Input →
+--
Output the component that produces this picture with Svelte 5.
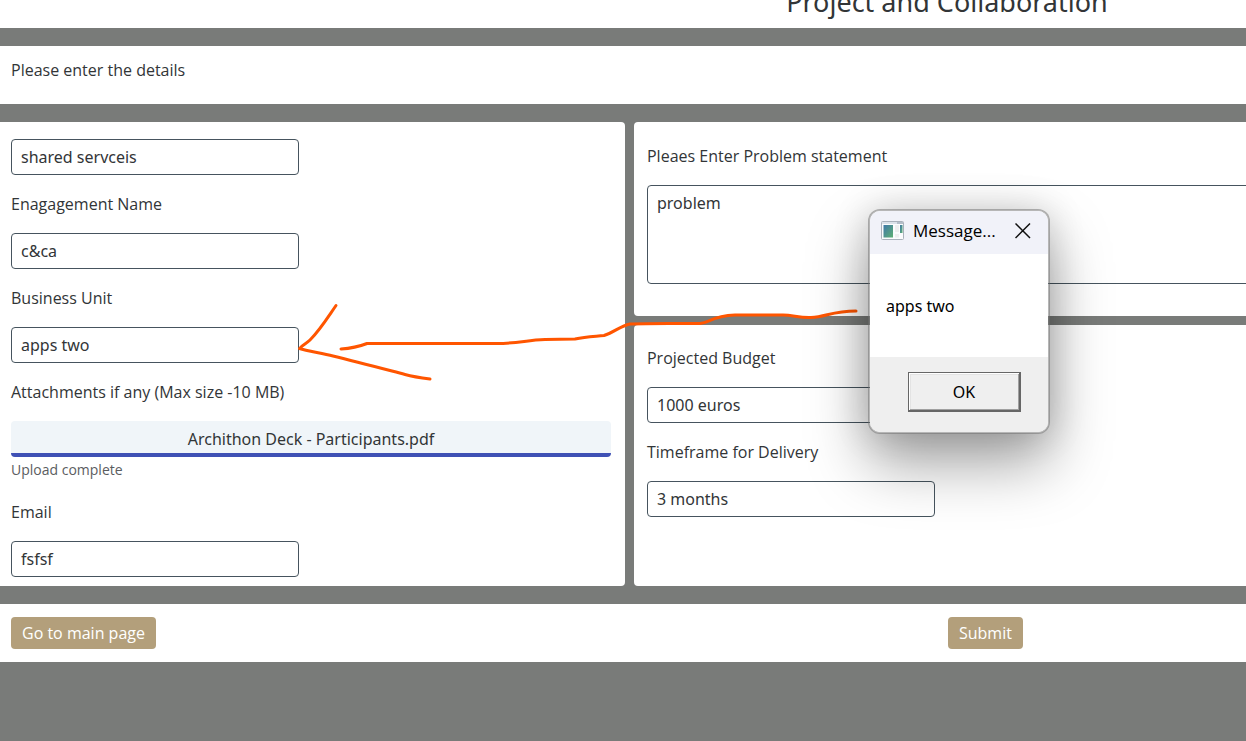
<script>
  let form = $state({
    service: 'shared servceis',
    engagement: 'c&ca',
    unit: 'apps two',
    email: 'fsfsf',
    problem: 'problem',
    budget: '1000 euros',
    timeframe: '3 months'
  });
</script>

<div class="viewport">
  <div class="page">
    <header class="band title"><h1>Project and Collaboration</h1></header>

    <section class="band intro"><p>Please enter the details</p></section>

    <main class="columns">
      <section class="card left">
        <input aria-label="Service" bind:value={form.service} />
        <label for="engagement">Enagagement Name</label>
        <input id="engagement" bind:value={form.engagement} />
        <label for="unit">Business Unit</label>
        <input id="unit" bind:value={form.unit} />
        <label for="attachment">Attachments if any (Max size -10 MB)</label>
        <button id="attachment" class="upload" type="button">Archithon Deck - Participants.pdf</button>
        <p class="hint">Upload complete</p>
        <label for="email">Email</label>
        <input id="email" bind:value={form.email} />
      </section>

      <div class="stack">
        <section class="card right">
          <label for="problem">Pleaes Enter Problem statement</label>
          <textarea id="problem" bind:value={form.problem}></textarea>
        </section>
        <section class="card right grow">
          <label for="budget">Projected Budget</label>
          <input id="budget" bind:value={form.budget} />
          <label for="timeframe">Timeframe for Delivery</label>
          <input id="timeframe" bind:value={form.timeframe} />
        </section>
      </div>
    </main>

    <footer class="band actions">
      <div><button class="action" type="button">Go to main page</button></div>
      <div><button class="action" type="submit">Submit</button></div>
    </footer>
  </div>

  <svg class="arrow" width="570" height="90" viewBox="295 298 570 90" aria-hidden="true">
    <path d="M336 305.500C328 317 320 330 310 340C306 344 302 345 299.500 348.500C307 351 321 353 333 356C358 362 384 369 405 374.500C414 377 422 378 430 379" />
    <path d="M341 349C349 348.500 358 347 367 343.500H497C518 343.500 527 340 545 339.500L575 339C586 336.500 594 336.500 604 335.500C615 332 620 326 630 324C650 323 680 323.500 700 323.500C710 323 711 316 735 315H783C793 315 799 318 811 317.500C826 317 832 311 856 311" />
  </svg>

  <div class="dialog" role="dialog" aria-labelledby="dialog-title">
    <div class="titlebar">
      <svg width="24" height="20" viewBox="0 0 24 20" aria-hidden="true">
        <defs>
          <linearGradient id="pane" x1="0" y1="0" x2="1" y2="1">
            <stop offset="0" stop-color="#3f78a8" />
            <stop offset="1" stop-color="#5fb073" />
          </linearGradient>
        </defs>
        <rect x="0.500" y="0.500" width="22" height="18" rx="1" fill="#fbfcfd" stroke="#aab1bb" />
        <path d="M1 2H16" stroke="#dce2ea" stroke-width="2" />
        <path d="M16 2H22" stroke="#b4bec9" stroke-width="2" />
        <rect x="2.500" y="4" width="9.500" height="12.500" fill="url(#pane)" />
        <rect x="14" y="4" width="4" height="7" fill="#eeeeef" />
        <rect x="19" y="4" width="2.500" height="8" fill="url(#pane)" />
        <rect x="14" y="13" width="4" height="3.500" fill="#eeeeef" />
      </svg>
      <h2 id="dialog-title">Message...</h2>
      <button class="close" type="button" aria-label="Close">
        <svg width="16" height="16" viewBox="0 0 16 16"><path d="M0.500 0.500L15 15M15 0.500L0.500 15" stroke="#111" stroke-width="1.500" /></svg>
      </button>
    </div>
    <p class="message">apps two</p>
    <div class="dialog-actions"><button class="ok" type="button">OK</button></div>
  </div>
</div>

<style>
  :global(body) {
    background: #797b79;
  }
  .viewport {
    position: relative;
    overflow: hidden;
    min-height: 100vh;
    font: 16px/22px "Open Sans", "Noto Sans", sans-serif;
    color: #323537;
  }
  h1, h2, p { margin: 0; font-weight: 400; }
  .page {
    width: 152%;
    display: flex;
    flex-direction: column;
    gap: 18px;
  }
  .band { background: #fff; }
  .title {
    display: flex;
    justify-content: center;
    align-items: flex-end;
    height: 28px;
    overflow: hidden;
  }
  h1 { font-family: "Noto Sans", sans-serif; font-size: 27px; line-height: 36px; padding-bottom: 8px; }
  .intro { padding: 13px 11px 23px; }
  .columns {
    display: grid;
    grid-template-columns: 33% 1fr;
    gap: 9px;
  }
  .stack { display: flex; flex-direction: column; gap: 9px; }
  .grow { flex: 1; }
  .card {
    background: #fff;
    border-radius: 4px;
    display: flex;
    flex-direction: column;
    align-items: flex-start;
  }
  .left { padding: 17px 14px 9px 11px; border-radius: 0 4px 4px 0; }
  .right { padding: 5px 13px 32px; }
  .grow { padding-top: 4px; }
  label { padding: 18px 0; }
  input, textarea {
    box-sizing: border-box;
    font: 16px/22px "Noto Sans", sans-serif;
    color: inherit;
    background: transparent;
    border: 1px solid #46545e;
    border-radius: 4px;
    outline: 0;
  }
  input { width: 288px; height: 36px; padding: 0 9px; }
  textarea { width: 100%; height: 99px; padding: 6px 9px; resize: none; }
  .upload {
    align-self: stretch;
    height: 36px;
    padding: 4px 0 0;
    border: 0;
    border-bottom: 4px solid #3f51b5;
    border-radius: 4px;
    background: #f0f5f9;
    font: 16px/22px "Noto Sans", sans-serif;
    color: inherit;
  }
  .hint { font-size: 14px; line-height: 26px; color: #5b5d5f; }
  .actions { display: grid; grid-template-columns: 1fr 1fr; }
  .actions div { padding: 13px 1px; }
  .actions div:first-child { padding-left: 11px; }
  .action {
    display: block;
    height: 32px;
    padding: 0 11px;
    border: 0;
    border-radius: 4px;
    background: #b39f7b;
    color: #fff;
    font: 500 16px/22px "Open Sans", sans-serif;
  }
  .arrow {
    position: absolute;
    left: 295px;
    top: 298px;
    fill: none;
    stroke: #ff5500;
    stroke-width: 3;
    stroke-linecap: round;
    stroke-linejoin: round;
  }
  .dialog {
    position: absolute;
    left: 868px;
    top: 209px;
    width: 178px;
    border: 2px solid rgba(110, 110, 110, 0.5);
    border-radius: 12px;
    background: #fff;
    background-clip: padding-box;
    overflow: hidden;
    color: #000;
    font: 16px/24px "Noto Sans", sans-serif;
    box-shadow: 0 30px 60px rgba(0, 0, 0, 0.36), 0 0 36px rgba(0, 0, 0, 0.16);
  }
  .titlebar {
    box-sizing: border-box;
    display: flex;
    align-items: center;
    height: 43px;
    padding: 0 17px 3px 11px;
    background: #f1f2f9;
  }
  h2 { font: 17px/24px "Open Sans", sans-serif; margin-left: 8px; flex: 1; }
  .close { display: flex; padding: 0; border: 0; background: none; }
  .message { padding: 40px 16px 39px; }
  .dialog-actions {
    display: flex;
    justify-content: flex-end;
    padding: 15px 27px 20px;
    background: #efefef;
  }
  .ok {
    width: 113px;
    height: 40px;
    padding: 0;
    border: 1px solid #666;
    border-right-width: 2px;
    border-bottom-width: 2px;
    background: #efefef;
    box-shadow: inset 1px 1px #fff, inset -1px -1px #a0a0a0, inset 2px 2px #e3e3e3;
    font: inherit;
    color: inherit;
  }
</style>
+--
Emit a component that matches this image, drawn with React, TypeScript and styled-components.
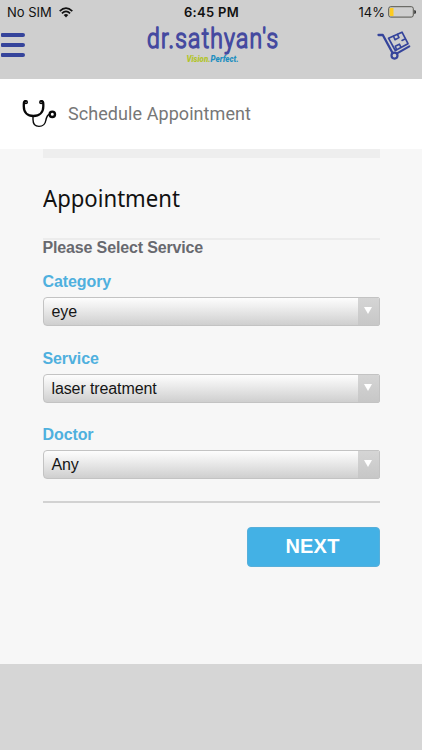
+--
Aim → Copy word for word only the lines above from the one with "Output the component" through the one with "enter the details</p></section>". Leave pictures out.

Complete response →
Output the component that produces this picture with Svelte 5.
<script>
  let form = $state({
    service: 'shared servceis',
    engagement: 'c&ca',
    unit: 'apps two',
    email: 'fsfsf',
    problem: 'problem',
    budget: '1000 euros',
    timeframe: '3 months'
  });
</script>

<div class="viewport">
  <div class="page">
    <header class="band title"><h1>Project and Collaboration</h1></header>

    <section class="band intro"><p>Please enter the details</p></section>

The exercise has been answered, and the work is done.